October 10, 2016 at 11:26 AM
The US has had a hand in the making of the Haiti mess for quite a while – starting with the invasion and occupation of the country in the 1915, which lasted until the mid 1930’s. The US again sent troops into the country under Bill Clinton in 1994. And again in 2004 to overthrow the Government of Aristide.
The 1915 invasion was nothing more than the usual racist claptrap of the era that America would dominate the Western hemisphere and rule the “darkies”. It put in place a social and economic elite which ruled the country through Baby Doc based on the tan paper bag test.
Corruption in the country is getting better but still is fairly rampant at the higher levels of government. The non-corrupt people (and there are a number) are usually sidelined by their corrupt elected leaders.
Haiti actually is a fairly strategic country for several reasons.
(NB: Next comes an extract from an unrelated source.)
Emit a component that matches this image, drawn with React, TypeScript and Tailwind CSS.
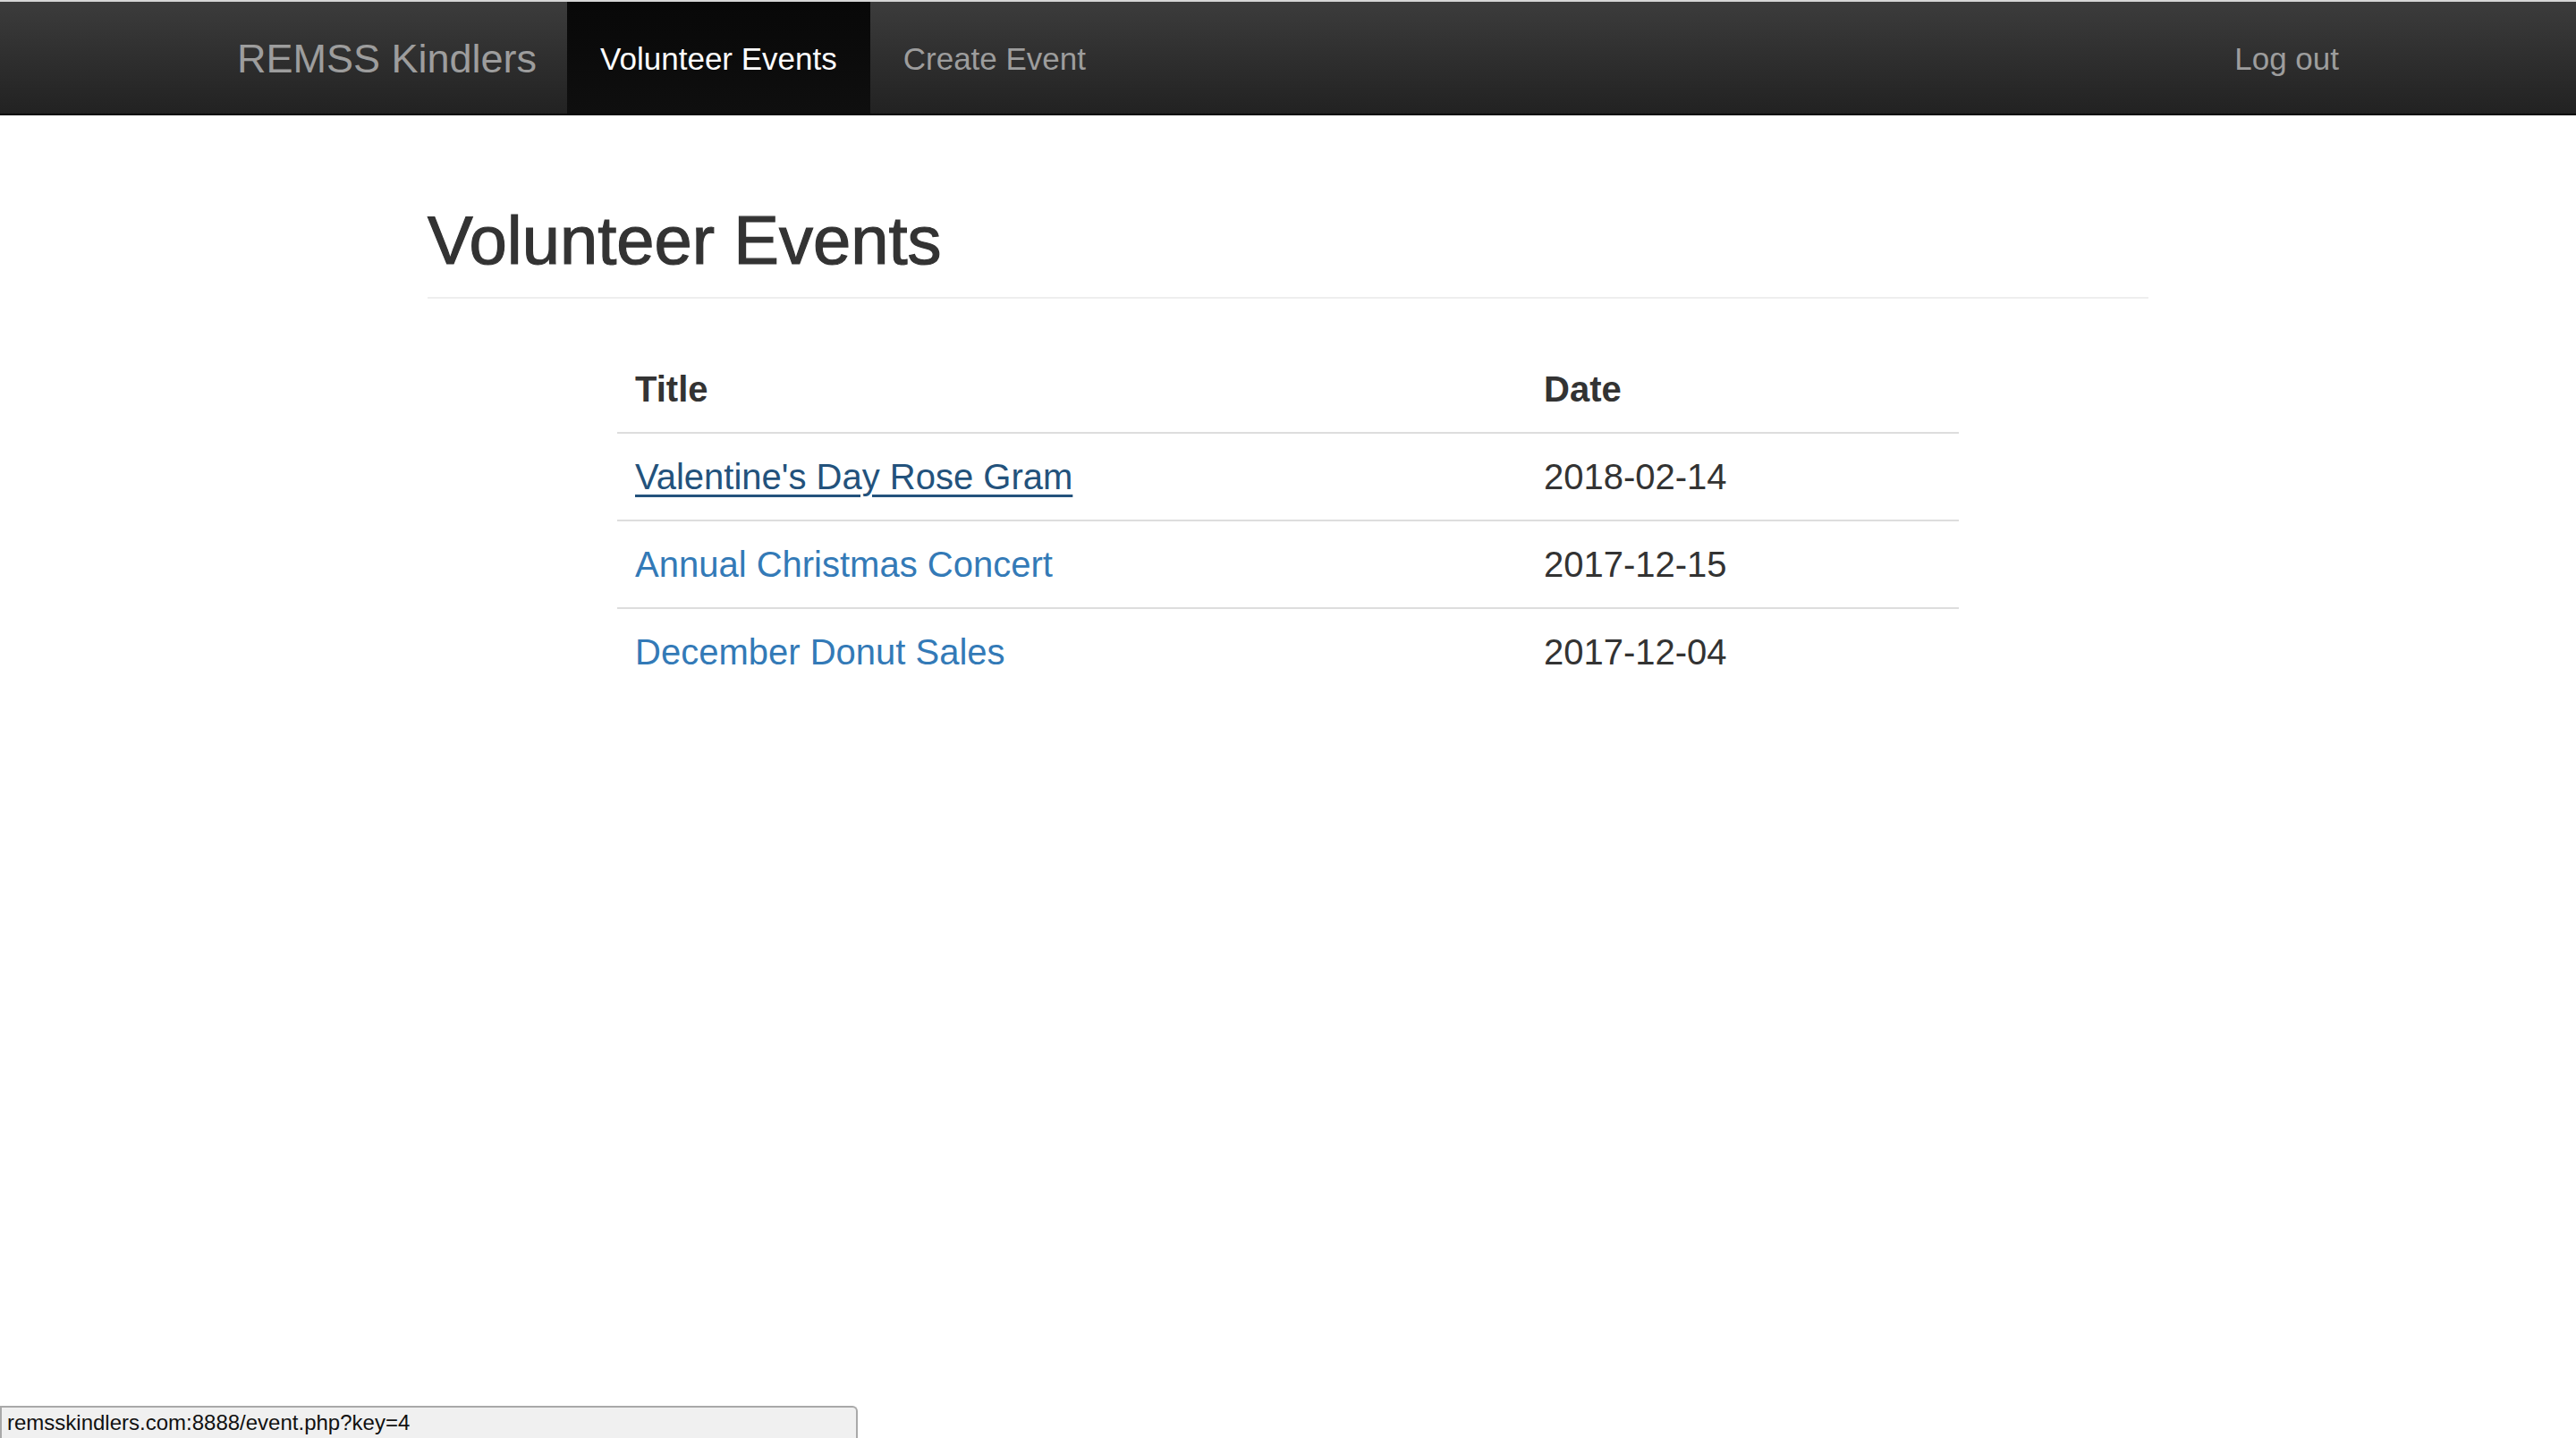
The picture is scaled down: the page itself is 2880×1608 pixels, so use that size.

From a transportation standpoint it is almost directly in the center of the region. I tried very hard to get one of the major package carriers to locate a terminus at the main Airport. That effort was submarined by certain politicians who actually refused to let their Airport minister leave the country to meet with the US company.
Aristide started off as a good guy, but got corrupted. The real reason he was removed had to do with building and supplying the Cali Cartel a private airport through which to smuggle drugs under Haitian Military protection. His replacement Preval was just as corrupt. Martelley the last President, wasn’t corrupt (although he had issues with some of his cabinet), but was hopelessly unprepared for the job, being a former Pop Music star. They made some really catastrophic decisions.
So…Yes the US had it’s hand in helping make the mess… But at some point you have to ask the question why the governments of the country so often failed to solve basic issues. Papa Doc is vilified by America – but he actually did some very good things for the country and is respected by many Haitians.